** Begin **
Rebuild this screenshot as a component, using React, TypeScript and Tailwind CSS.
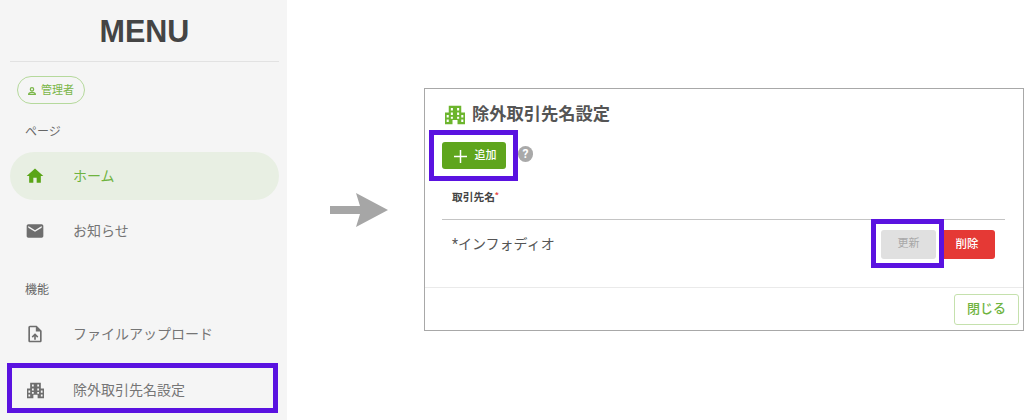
const jp = "font-['Roboto','Noto_Sans_CJK_JP',sans-serif]";

function Icon({ d, className }: { d: string; className: string }) {
  return (
    <svg viewBox="0 0 24 24" fill="currentColor" fillRule="evenodd" className={className}>
      <path d={d} />
    </svg>
  );
}

const HOME = "M10 20v-6h4v6h5v-8h3L12 3 2 12h3v8z";
const MAIL = "M20 4H4c-1.1 0-1.99.9-1.99 2L2 18c0 1.1.9 2 2 2h16c1.1 0 2-.9 2-2V6c0-1.1-.9-2-2-2zm0 4l-8 5-8-5V6l8 5 8-5v2z";
const UPLOAD = "M14 2H6c-1.1 0-1.99.9-1.99 2L4 20c0 1.1.89 2 1.99 2H18c1.1 0 2-.9 2-2V8l-6-6zm4 18H6V4h7v5h5v11zM8 15.01l1.41 1.41L11 14.84V19h2v-4.16l1.59 1.59L16 15.01 12.01 11z";
const CITY = "M4.5 1h15v8H24v14h-9v-5H9v5H0V9h4.5zM7 3.5v3h2.5v-3zM14.5 3.5v3H17v-3zM7 9v3h2.5V9zM14.5 9v3H17V9zM2 12v3h2.5v-3zM19.5 12v3H22v-3zM7 14.2v2.3h2.5v-2.3zM14.5 14.2v2.3H17v-2.3zM2 17.5v3h2.5v-3zM19.5 17.5v3H22v-3z";

function NavRow({ icon, label, active, cls, small }: { icon: string; label: string; active?: boolean; cls: string; small?: boolean }) {
  return (
    <div className={`ml-[10px] mr-[8px] flex items-center pl-[15px] h-[48px] rounded-[24px] ${cls} ${active ? "bg-[#e8efe3] text-[#6fb33f]" : "text-[#757575]"}`}>
      <span className="w-[20px] h-[20px] flex items-center justify-center">
        <Icon d={icon} className={`${small ? "w-[17px] h-[17px]" : "w-[20px] h-[20px]"} ${active ? "text-[#5aa517]" : "text-[#6e6e6e]"}`} />
      </span>
      <span className="ml-[28px] text-[14px]">{label}</span>
    </div>
  );
}

export default function App() {
  return (
    <div className={`relative flex w-[1024px] h-[420px] overflow-hidden bg-white ${jp}`}>
      <aside className="w-[287px] h-full bg-[#f5f5f5] flex flex-col shrink-0">
        <div className="ml-[10px] mr-[8px] h-[62px] pt-[3px] border-b border-[#e2e2e2] flex items-center justify-center font-['Liberation_Sans',sans-serif] font-bold text-[30.5px] text-[#444444]">
          MENU
        </div>
        <div className="mt-[14px] ml-[17px] w-[68px] h-[28px] rounded-full border border-[#b5d99c] flex items-center pl-[9px] pt-[2px] text-[#7ab648] text-[11px]">
          <svg viewBox="0 0 24 24" className="w-[10px] h-[10px] mr-[4px]" fill="none" stroke="currentColor" strokeWidth="3">
            <circle cx="12" cy="8" r="4" />
            <path d="M4 20c0-4 4-5 8-5s8 1 8 5z" />
          </svg>
          管理者
        </div>
        <div className="mt-[19px] ml-[25px] text-[12px] leading-[18px] text-[#666666]">ページ</div>
        <NavRow icon={HOME} label="ホーム" active cls="mt-[11px]" />
        <NavRow icon={MAIL} label="お知らせ" cls="mt-[7px]" />
        <div className="mt-[26px] ml-[25px] text-[12px] leading-[18px] text-[#666666]">機能</div>
        <NavRow icon={UPLOAD} label="ファイルアップロード" cls="mt-[11px]" />
        <NavRow icon={CITY} label="除外取引先名設定" cls="mt-[8px]" small />
      </aside>

      <div className="ml-[43px] mt-[193px] w-[58px] h-[34px] shrink-0 text-[#a6a6a6]">
        <svg viewBox="0 0 58 34" className="w-[58px] h-[34px]" fill="currentColor">
          <path d="M0 13h30L26 0l32 17-32 17 4-13H0z" />
        </svg>
      </div>

      <main className="ml-[36px] mt-[88px] w-[600px] h-[243px] border border-[#a8a8a8] shrink-0 flex flex-col">
        <div className="flex items-center pt-[10px] pl-[20px] h-[41px]">
          <Icon d={CITY} className="w-[20px] h-[20px] text-[#6cb52d]" />
          <span className="ml-[7px] text-[17.25px] font-bold text-[#555555]">除外取引先名設定</span>
        </div>
        <div className="flex items-center ml-[17px] mt-[12px] h-[27px]">
          <button className="w-[64px] h-[27px] pl-[2px] pt-[1px] rounded-[3px] bg-[#5fa51d] text-white flex items-center justify-center text-[11px] font-medium">
            <svg viewBox="0 0 14 14" className="w-[13px] h-[13px] mr-[8px]" fill="none" stroke="currentColor" strokeWidth="1.6">
              <path d="M7 0v14M0 7h14" />
            </svg>
            追加
          </button>
          <span className="ml-[12px] mb-[3px] w-[15px] h-[16px] rounded-full bg-[#a9a9a9] text-white text-[12px] font-bold flex items-center justify-center">?</span>
        </div>
        <div className="ml-[27px] mt-[22px] text-[10.75px] font-bold text-[#444444] leading-[14px]">
          取引先名<sup className="text-[#e53935] text-[8px]">*</sup>
        </div>
        <div className="ml-[17px] mr-[18px] mt-[14px] border-t border-[#c4c4c4] flex items-center h-[50px] pl-[10px] pr-[10px] text-[14px] text-[#555555]">
          <span>*インフォディオ</span>
          <button className="ml-auto w-[55px] h-[29px] rounded-[3px] bg-[#e0e0e0] text-[#a8a8a8] text-[11px]">更新</button>
          <button className="ml-[3px] w-[56px] h-[29px] rounded-[3px] bg-[#e53935] text-white text-[11.5px] font-medium">削除</button>
        </div>
        <div className="mt-auto border-t border-[#eaeaea] h-[43px] flex items-center justify-end pr-[4px]">
          <button className="w-[65px] h-[31px] rounded-[3px] border border-[#c5e1ad] text-[#6fb33f] text-[13px] font-medium">閉じる</button>
        </div>
      </main>

      <div className="absolute left-[7px] top-[363px] w-[271px] h-[50px] border-[5px] border-[#5a12e0]" />
      <div className="absolute left-[429px] top-[130px] w-[89px] h-[51px] border-[5px] border-[#5a12e0]" />
      <div className="absolute left-[871px] top-[219px] w-[73px] h-[49px] border-[5px] border-[#5a12e0]" />
    </div>
  );
}
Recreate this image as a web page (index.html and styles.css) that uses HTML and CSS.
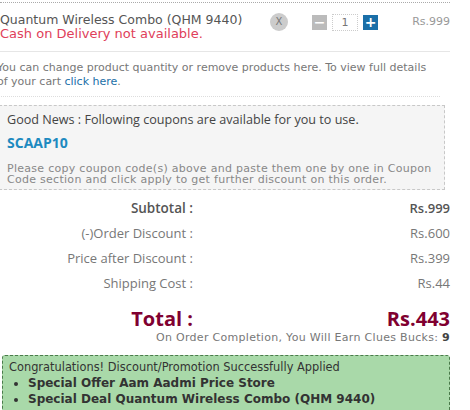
FILE: index.html
```html
<!DOCTYPE html>
<html lang="en">
<head>
  <meta charset="UTF-8" />
  <title>Shopping Cart</title>
  <link rel="stylesheet" href="styles.css">
</head>
<body>
  <div class="carrito">
    <!-- producto -->
    <div class="item">
      <div class="item-nombre">
        <div class="nombre">Quantum Wireless Combo (QHM 9440)</div>
        <div class="cod">Cash on Delivery not available.</div>
      </div>
      <span class="quitar">X</span>
      <div class="cantidad">
        <span class="btn-menos">&minus;</span>
        <span class="qty">1</span>
        <span class="btn-mas">+</span>
      </div>
      <div class="precio">Rs.999</div>
    </div>

    <p class="nota">You can change product quantity or remove products here. To view full details of your cart <a href="#">click here</a>.</p>

    <!-- cupones -->
    <div class="cupones">
      <div class="cupones-titulo">Good News : Following coupons are available for you to use.</div>
      <div class="codigo">SCAAP10</div>
      <p class="cupones-ayuda">Please copy coupon code(s) above and paste them one by one in Coupon Code section and click apply to get further discount on this order.</p>
    </div>

    <!-- totales -->
    <div class="resumen">
      <div class="etiqueta fuerte">Subtotal :</div>
      <div class="valor fuerte">Rs.999</div>
      <div class="etiqueta">(-)Order Discount :</div>
      <div class="valor">Rs.600</div>
      <div class="etiqueta">Price after Discount :</div>
      <div class="valor">Rs.399</div>
      <div class="etiqueta">Shipping Cost :</div>
      <div class="valor">Rs.44</div>
    </div>

    <div class="total">
      <div class="etiqueta">Total :</div>
      <div class="valor">Rs.443</div>
    </div>
    <p class="bucks">On Order Completion, You Will Earn Clues Bucks: <b>9</b></p>

    <div class="promo">
      <div class="promo-titulo">Congratulations! Discount/Promotion Successfully Applied</div>
      <ul>
        <li>Special Offer Aam Aadmi Price Store</li>
        <li>Special Deal Quantum Wireless Combo (QHM 9440)</li>
      </ul>
    </div>
  </div>
</body>
</html>
```

FILE: styles.css
```css
body {
  margin: 0;
  background: #fff;
  font-family: "DejaVu Sans", Verdana, sans-serif;
  color: #555;
}

.carrito {
  width: 450px;
  padding-top: 2px;
}

.item {
  display: flex;
  align-items: flex-start;
  border-top: 1px dotted #aaa;
  border-bottom: 1px solid #e6e6e6;
  padding: 10px 0 11px;
}

.item-nombre {
  flex: 1;
}

.nombre {
  font-size: 12.5px;
  line-height: 14px;
  color: #555;
}

.cod {
  font-size: 13px;
  line-height: 13px;
  color: #e0405a;
}

.quitar {
  width: 18px;
  height: 18px;
  margin: 0 24px 0 0;
  border-radius: 50%;
  background: #ccc;
  color: #777;
  font-size: 10px;
  line-height: 18px;
  text-align: center;
}

.cantidad {
  display: flex;
  align-items: center;
  gap: 5px;
  margin-top: 1px;
}

.btn-menos,
.btn-mas {
  width: 15px;
  height: 15px;
  color: #fff;
  font-size: 14px;
  font-weight: bold;
  line-height: 15px;
  text-align: center;
}

.btn-menos {
  background: #bbb;
}

.btn-mas {
  background: #1a6fa8;
}

.qty {
  width: 24px;
  height: 15px;
  border: 1px dotted #ccc;
  font-size: 11px;
  line-height: 15px;
  text-align: center;
  color: #777;
}

.precio {
  width: 72px;
  text-align: right;
  font-size: 11px;
  line-height: 17px;
  color: #999;
}

.nota {
  margin: 9px 10px 0 -3px;
  padding-bottom: 7px;
  border-bottom: 1px dotted #ddd;
  font-size: 11px;
  line-height: 14px;
  color: #777;
}

.nota a {
  color: #1a6fa8;
  text-decoration: none;
}

.cupones {
  margin: 8px 5px 0 -1px;
  padding: 5px 6px 4px 7px;
  background: #f5f5f5;
  border: 1px dashed #c8c8c8;
}

.cupones-titulo {
  font-family: "Open Sans", sans-serif;
  font-size: 12.6px;
  line-height: 18px;
  color: #444;
}

.codigo {
  margin-top: 4px;
  font-family: "Open Sans", sans-serif;
  font-size: 14px;
  font-weight: 700;
  line-height: 20px;
  color: #1d8ac0;
}

.cupones-ayuda {
  margin: 10px 0 0;
  font-size: 11px;
  line-height: 11px;
  letter-spacing: 0.28px;
  color: #888;
}

.resumen,
.total {
  display: grid;
  grid-template-columns: 193px 1fr;
  row-gap: 7px;
  font-family: "Open Sans", sans-serif;
  font-size: 13px;
  line-height: 18px;
  color: #777;
}

.resumen {
  margin-top: 9px;
}

.etiqueta,
.valor {
  text-align: right;
}

.fuerte {
  font-weight: 600;
  color: #555;
}

.etiqueta.fuerte {
  font-size: 13.5px;
}

.total {
  margin-top: 15px;
  font-size: 20px;
  line-height: 24px;
  font-weight: 700;
  color: #800030;
}

.bucks {
  margin: 0;
  text-align: right;
  font-size: 11px;
  line-height: 14px;
  letter-spacing: 0.3px;
  color: #777;
}

.bucks b {
  color: #444;
}

.promo {
  margin: 10px 0 0 2px;
  padding: 3px 6px 10px;
  background: #a9d9a9;
  border: 1px dashed #4a7a4a;
  border-radius: 3px;
  font-size: 12px;
  line-height: 16px;
  color: #333;
}

.promo-titulo {
  font-size: 11.4px;
}

.promo ul {
  margin: 0;
  padding-left: 19px;
  font-weight: bold;
}
```
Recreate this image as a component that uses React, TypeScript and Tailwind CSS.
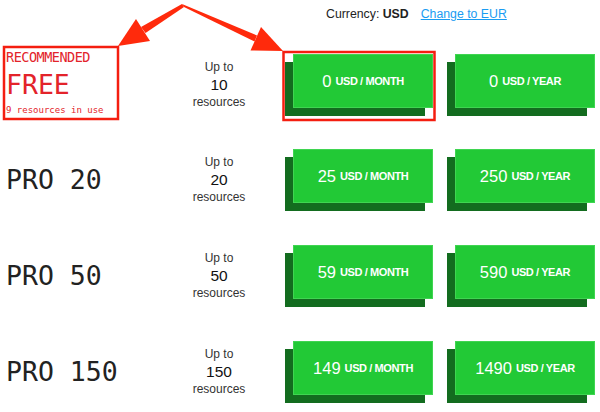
const plans = [
  { name: "FREE", limit: 10, month: 0, year: 0, recommended: true },
  { name: "PRO 20", limit: 20, month: 25, year: 250 },
  { name: "PRO 50", limit: 50, month: 59, year: 590 },
  { name: "PRO 150", limit: 150, month: 149, year: 1490 },
];

const mono = { fontFamily: '"DejaVu Sans Mono", "Liberation Mono", monospace' };

const PriceButton = ({ amount, period }: { amount: number; period: string }) => (
  <button className="flex h-[54px] w-[140px] items-center justify-center gap-[4px] border border-[#3fd551] bg-[#22c936] text-white shadow-[-8px_8px_0_0_#136c1f]">
    <span className="text-[16.5px] leading-none">{amount}</span>
    <span className="text-[11px] font-bold leading-none tracking-[-0.4px]">USD / {period}</span>
  </button>
);

export default function App() {
  return (
    <div
      className="relative h-[412px] w-[600px] overflow-hidden bg-white text-[#222]"
      style={{ fontFamily: '"Liberation Sans", Arial, sans-serif' }}
    >
      {/* currency switch */}
      <div className="flex h-[38px] pl-[326px] pt-[4px] text-[12.3px] leading-[20px]">
        <span>
          Currency: <b>USD</b>
        </span>
        <a href="#" className="ml-[12px] text-[#1a9cf2] underline">
          Change to EUR
        </a>
      </div>

      {plans.map((plan, i) => (
        <div key={plan.name} className={`flex items-center ${i === 0 ? "h-[94px]" : "h-[96px]"}`}>
          <div className="w-[171px] pl-[6px] font-extralight" style={mono}>
            {plan.recommended ? (
              <div className="pb-[6px] text-[#e3232a]">
                <div className="mb-[4px] text-[13.5px] leading-[16px] tracking-[-0.5px]">RECOMMENDED</div>
                <div className="text-[26.5px] leading-[32px]">{plan.name}</div>
                <div className="mt-[3px] text-[9px] leading-[12px]">9 resources in use</div>
              </div>
            ) : (
              <div className="text-[26.5px] leading-[32px] text-[#222]">{plan.name}</div>
            )}
          </div>

          <div className="w-[96px] text-center text-[#333]">
            <div className="text-[12px] leading-[17px]">Up to</div>
            <div className="text-[15.5px] leading-[18px] text-[#111]">{plan.limit}</div>
            <div className="text-[12px] leading-[17px]">resources</div>
          </div>

          <div className="ml-[26px] flex gap-[22px] pb-[8px]">
            <PriceButton amount={plan.month} period="MONTH" />
            <PriceButton amount={plan.year} period="YEAR" />
          </div>
        </div>
      ))}

      {/* annotation overlay */}
      <svg className="pointer-events-none absolute left-0 top-0" width="600" height="412" viewBox="0 0 600 412">
        <rect x="4" y="47" width="114" height="72" fill="none" stroke="#f41e10" strokeWidth="2.5" />
        <rect x="283.5" y="52" width="151" height="68" fill="none" stroke="#f41e10" strokeWidth="2.5" />
        <polygon points="182,4 184,7 145.5,33 141,27" fill="#ff2a0c" />
        <polygon points="150,41 136,19 118,46" fill="#ff2a0c" />
        <polygon points="182,4 184,7 254.5,41.5 257,35.5" fill="#ff2a0c" />
        <polygon points="250.5,50.5 261,27 283,51" fill="#ff2a0c" />
      </svg>
    </div>
  );
}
** End **
■ Short problem ■
Return the material line for line, from its beginning to the line that contains "3.5v3h2.5v-3zM14.5 3.5v3H17v-3zM7 9v3h2.5V9zM14.5", with the pictures left out.

■ Worked solution ■
Rebuild this screenshot as a component, using React, TypeScript and Tailwind CSS.
const jp = "font-['Roboto','Noto_Sans_CJK_JP',sans-serif]";

function Icon({ d, className }: { d: string; className: string }) {
  return (
    <svg viewBox="0 0 24 24" fill="currentColor" fillRule="evenodd" className={className}>
      <path d={d} />
    </svg>
  );
}

const HOME = "M10 20v-6h4v6h5v-8h3L12 3 2 12h3v8z";
const MAIL = "M20 4H4c-1.1 0-1.99.9-1.99 2L2 18c0 1.1.9 2 2 2h16c1.1 0 2-.9 2-2V6c0-1.1-.9-2-2-2zm0 4l-8 5-8-5V6l8 5 8-5v2z";
const UPLOAD = "M14 2H6c-1.1 0-1.99.9-1.99 2L4 20c0 1.1.89 2 1.99 2H18c1.1 0 2-.9 2-2V8l-6-6zm4 18H6V4h7v5h5v11zM8 15.01l1.41 1.41L11 14.84V19h2v-4.16l1.59 1.59L16 15.01 12.01 11z";
const CITY = "M4.5 1h15v8H24v14h-9v-5H9v5H0V9h4.5zM7 3.5v3h2.5v-3zM14.5 3.5v3H17v-3zM7 9v3h2.5V9zM14.5 9v3H17V9zM2 12v3h2.5v-3zM19.5 12v3H22v-3zM7 14.2v2.3h2.5v-2.3zM14.5 14.2v2.3H17v-2.3zM2 17.5v3h2.5v-3zM19.5 17.5v3H22v-3z";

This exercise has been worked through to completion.